1968 yılında memlekette toplumsal olaylar kaynıyordu. Bir yandan üniversite gençliği, bir yandan öğretmenler, işçiler ayağa kalkmıştı. İktidar ise daha çok öğretmenleri vuruyordu. Onları kapı kulu gibi görüyordu belki de. O yüzden baskılar, haksızlıklar olanca hızıyla sürüyordu bütün yurtta.
O toz duman içinde Demokrat İzmir gazetesinde bir haber çıktı. Üstelik de gazete birinci sayfadan verdi haberi: "T.Ö.S üyesi öğretmenlere baskı devam ediyor". Haber şöyle başlıyordu: "Millî Eğitim Bakanlığının T.Ö.S üyesi öğretmenler üzerindeki baskısına bir yenisi eklenmiş, Alaşehir Kız Sanat Enstitüsü Edebiyat Grubu Öğretmeni Necati Yıldırım, sınavların devam ettiği bir sırada, gerekçe gösterilmeden Ula'ya atanmıştır."

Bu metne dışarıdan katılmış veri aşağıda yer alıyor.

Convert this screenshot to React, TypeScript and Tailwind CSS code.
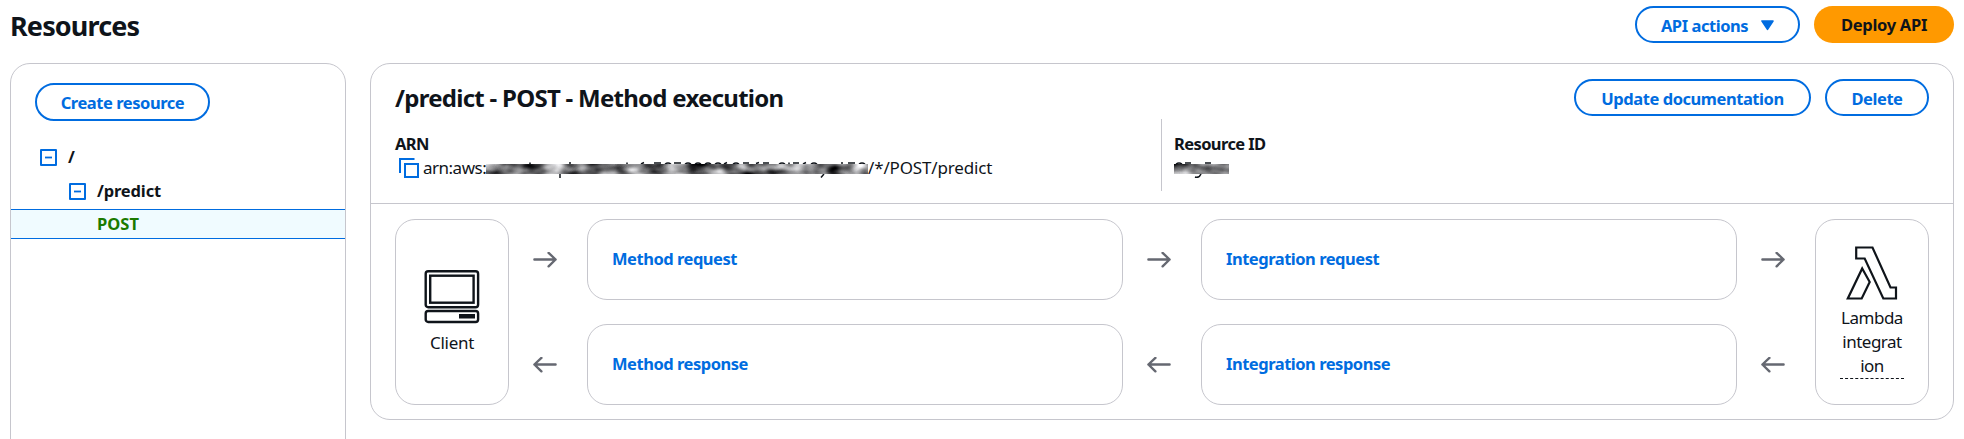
import React from "react";

const btn =
  "flex items-center justify-center border-2 border-[#006ce0] rounded-[20px] text-[#006ce0] font-bold tracking-[-0.45px] text-[16.5px] leading-[25px] bg-white whitespace-nowrap pt-px";

function Toggle() {
  return (
    <svg width="17" height="17" viewBox="0 0 17 17" className="shrink-0" fill="none" stroke="#006ce0">
      <rect x="1" y="1" width="15" height="15" strokeWidth="2" strokeLinejoin="round" />
      <path d="M5 8.5h7" strokeWidth="1.8" />
    </svg>
  );
}

function Arrow({ left = false }: { left?: boolean }) {
  return (
    <div className="flex w-[78px] items-center pl-6">
      <svg width="24" height="16" viewBox="0 0 24 16" fill="none" stroke="#656871" strokeWidth="2.4" strokeLinecap="round" strokeLinejoin="round" className={left ? "-scale-x-100" : ""}>
        <path d="M1.4 7.5H22.5M15.6 0.9L22.6 7.5L15.6 14.3" />
      </svg>
    </div>
  );
}

function Step({ label }: { label: string }) {
  return (
    <div className="flex h-[81px] flex-1 items-center rounded-[20px] border border-[#c6c6cd] pl-6 text-[16.5px] font-bold tracking-[-0.48px] text-[#006ce0]">
      {label}
    </div>
  );
}

function Smudge({ width, seed, marks }: { width: number; seed: number; marks: string }) {
  const id = "smudge" + seed;
  return (
    <svg width={width} height="18" className="mt-[2px] shrink-0">
      <filter id={id} x="0" y="0" width="100%" height="100%" colorInterpolationFilters="sRGB">
        <feTurbulence type="fractalNoise" baseFrequency="0.05 0.09" numOctaves="2" seed={seed} />
        <feColorMatrix values="1.6 0 0 0 -0.34  1.6 0 0 0 -0.34  1.6 0 0 0 -0.33  0 0 0 0 1" />
      </filter>
      <path d={marks} fill="none" stroke="#0f141a" strokeWidth="1.5" />
      <rect y="4" width={width} height="10" filter={`url(#${id})`} />
    </svg>
  );
}

export default function App() {
  return (
    <div className="h-[439px] w-[1964px] overflow-hidden bg-white font-['Noto_Sans',sans-serif] text-[17px] text-[#0f141a]">
      <header className="flex h-[63px] items-start px-[10px]">
        <h1 className="mt-[8px] flex-1 text-[27px] font-bold leading-[36px] tracking-[-0.85px]">Resources</h1>
        <div className="mt-[6px] flex gap-[14px]">
          <button className={`${btn} h-[37px] w-[165px] gap-[13px]`}>
            API actions
            <svg width="13" height="11" viewBox="0 0 13 11"><path d="M1 1H12L6.5 9.3Z" fill="#006ce0" stroke="#006ce0" strokeWidth="1.6" strokeLinejoin="round" /></svg>
          </button>
          <button className="h-[37px] w-[140px] rounded-[20px] bg-[#ff9900] pt-px text-[16.5px] font-bold tracking-[-0.3px]">Deploy API</button>
        </div>
      </header>
      <div className="flex items-start pl-[10px]">
        <aside className="h-[400px] w-[336px] rounded-t-[20px] border border-[#c6c6cd] pt-[19px]">
          <button className={`${btn} ml-6 h-[38px] w-[175px]`}>Create resource</button>
          <div className="mt-[19px] flex h-[34px] items-center gap-[11px] pl-[29px] text-[16.5px] font-bold"><Toggle />/</div>
          <div className="flex h-[34px] items-center gap-[11px] pl-[58px] text-[16.5px] font-bold tracking-[-0.15px]"><Toggle />/predict</div>
          <div className="mt-px flex h-[30px] items-center border-y border-[#006ce0] bg-[#f0fbff] pl-[86px] pt-px text-[16.5px] font-bold text-[#1a7a00]">POST</div>
        </aside>
        <main className="ml-6 h-[357px] w-[1584px] rounded-[20px] border border-[#c6c6cd]">
          <section className="h-[140px] border-b border-[#c6c6cd] px-6">
            <div className="flex justify-between pt-[15px]">
              <h2 className="mt-px text-[24px] font-bold leading-[36px] tracking-[-0.73px]">/predict - POST - Method execution</h2>
              <div className="flex gap-[14px]">
                <button className={`${btn} h-[37px] w-[237px]`}>Update documentation</button>
                <button className={`${btn} h-[37px] w-[104px]`}>Delete</button>
              </div>
            </div>
            <div className="flex pt-[3px]">
              <div className="w-[766px] pt-[13px]">
                <div className="text-[16.5px] font-bold leading-[24px] tracking-[-0.6px]">ARN</div>
                <div className="flex h-6 items-center whitespace-nowrap">
                  <svg width="20" height="20" viewBox="0 0 20 20" fill="none" stroke="#006ce0" strokeWidth="2" className="ml-1 mr-1 shrink-0">
                    <path d="M1 15V1H15.5" /><rect x="6" y="6" width="13" height="13" />
                  </svg>
                  <span className="w-[63px] tracking-[-0.5px]">arn:aws:</span>
                  <Smudge
                    width={382}
                    seed={4}
                    marks="M44 2.5V4M74 14V18M84 2V4M141 2.5V4M155 4L158 2.5M168 3H175M179 4Q182 2 185 4M188 3H195M199 4Q202 2 205 4M209 4Q212 2 215 4M219 4Q222 2 225 4M229 4Q232 2 235 4M238 4L241 2.5M247 4Q250 2 253 4M257 3H263M270 3.5L273 2.5M277 3H283M293 4Q296 2 299 4M303 2.5V4M307 3H313M317 4L320 2.5M325 4Q328 2 331 4M338 14L335 17.5M356 2V4M362 3H369M373 4Q376 2 379 4"
                  />
                  <span className="tracking-[-0.15px]">/*/POST/predict</span>
                </div>
              </div>
              <div className="h-[72px] border-l border-[#c6c6cd] pl-[12px] pt-[13px]">
                <div className="text-[16.5px] font-bold leading-[24px] tracking-[-0.6px]">Resource ID</div>
                <div className="flex h-6 items-center"><Smudge width={55} seed={9} marks="M2 4Q5 2 8 4M11 3H17M21 17Q25 18.5 27 14M31 3H37" /></div>
              </div>
            </div>
          </section>
          <section className="flex px-6 pt-[15px]">
            <div className="flex h-[186px] w-[114px] flex-col items-center rounded-[20px] border border-[#c6c6cd] pt-[50px]">
              <svg width="56" height="54" viewBox="0 0 56 54" fill="none" stroke="#0f141a" strokeWidth="2.4">
                <rect x="1.7" y="1.2" width="52.4" height="36" rx="2.5" /><rect x="6.2" y="5.7" width="43.4" height="27" />
                <rect x="1.7" y="41" width="52.4" height="11" rx="2.5" /><rect x="35" y="44" width="16" height="4.5" fill="#0f141a" stroke="none" />
              </svg>
              <div className="mt-[7px] leading-6 tracking-[-0.3px]">Client</div>
            </div>
            <div className="flex flex-1 flex-col gap-6">
              <div className="flex"><Arrow /><Step label="Method request" /><Arrow /><Step label="Integration request" /><Arrow /></div>
              <div className="flex"><Arrow left /><Step label="Method response" /><Arrow left /><Step label="Integration response" /><Arrow left /></div>
            </div>
            <div className="flex h-[186px] w-[114px] flex-col items-center rounded-[20px] border border-[#c6c6cd] pt-[26px]">
              <svg width="52" height="54" viewBox="0 0 52 54" fill="none" stroke="#0f141a" strokeWidth="2.2">
                <path d="M10.2 1.5H26.5L44.5 41.5H50V52.5H37.3L18.7 12.5H10.2ZM16.2 22.5L23.7 36L15.7 52.5H1.8Z" />
              </svg>
              <div className="mt-[6px] w-16 border-b border-dashed border-[#0f141a] text-center leading-6 tracking-[-0.5px]">Lambda<br />integrat<br />ion</div>
            </div>
          </section>
        </main>
      </div>
    </div>
  );
}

Gazetecilik dilinde bu işin adı "atama" diye geçiyordu demek ki!.. Oysa düpedüz sürgüne yollamak sayılırdı aslında. O gün lise son sınıfların edebiyat sınavı vardı. Ben de ders öğretmeniydim. Yirmi iki yaşında genç bir öğretmendim. Bu dalda başka öğretmen de yoktu okulda. Sınav komisyonuna ayırtman olarak iki Türkçe öğretmeni geldi ortaokuldan. Soruları birlikte hazırladık. Ya sonra?.. Sonra deyim yerindeyse dananın kuyruğu koptu: Okul müdürü, komisyondan adımı sildi, ders öğretmeni olsam da sınava sokmadı beni. Ali kıran baş kesen olmuştu sanki!..
Evet, okul müdürü karşımdaydı!.. Kaymakam karşımdaydı!.. Manisa Millî Eğitim Müdürü karşımdaydı!.. Topu birden iktidara sırtlarını dayamışlar, genç bir öğretmene karşı esip gürlüyorlardı. Başıma gelenleri akıl havsala almıyordu aslında. Ortalıkta kol geziyordu haksızlık, kol geziyordu zorbalık!
O gün okuldayken kararnamemi bana bildirmediler. Oysa resmî kayıtlara göre okulun öğretmeni sayılıyordum. Öğleden sonra ise durum değişti, kararnamemi PTT yoluyla gönderdiler. O gün postacı, özel ulak gibi yazıyı hemen getirip ev adresimde imza karşılığında teslim etti. Böylece o saatten sonra okulla ilişiğim kesildi.
Sınavda olup bitenleri Demokrat İzmir'deki haberden öğrendim: "Edebiyat sınavında karşılarında başka öğretmenler gören öğrenciler, 'Öğretmenimizi isteriz, öğretmenimiz gelsin!' diye bağırmışlardır. Öğrencilerin bağırmalarına sinirlenen öğretmenlerden biri, 'Öğretmeniniz tayin edildi. Tayin sebebini de bize değil, Millî Eğitim Bakanına sorun.' demiştir.
Sınavlara girmek istemeyen öğrenciler 'Sınıfta kalırsınız' tehdidi ile soruları cevaplandırmışlar, ancak sınav süresince de gözyaşlarını tutamamışlardır."
Haber şöyle bitiyordu: "Alaşehirliler, gazetemizde yazdığı yazılar yüzünden bir süreden beri Millî Eğitim Bakanlığına yapılan ihbarla harekete geçildiğini, tayinin sınavlar bitmeden yapıldığını öne sürmüşlerdir..."
Alaşehir'e geleli daha iki yıl olmamıştı. 1966'da Eylül ayında gelmiştim Kız Enstitüsüne. Öğretmenliği seviyordum, yurdumu da seviyordum. Hiç unutmam, okulu bitireceğimiz zaman bir belge doldurmuştuk. Bakanlık bizden görev yapacağımız üç il adı yazmamızı istemişti. Ben de haritaya bakıp ilk sıraya Hakkari'yi yazdım. Duyanlar şaşırıyordu: Hakkari nere, Denizli nereydi?.. İkinci sıraya Siirt'i, üçüncü sıraya da Van'ı yazdım. Böyle bir öğretmenlik aşkı vardı içimde, böyle bir yurt sevgisi!.. Ankara'da Gazi Eğitim Enstitüsünde bir komisyon önünde torbadan elimizle okul adı çektik, bana Alaşehir Kız Enstitüsü çıktı.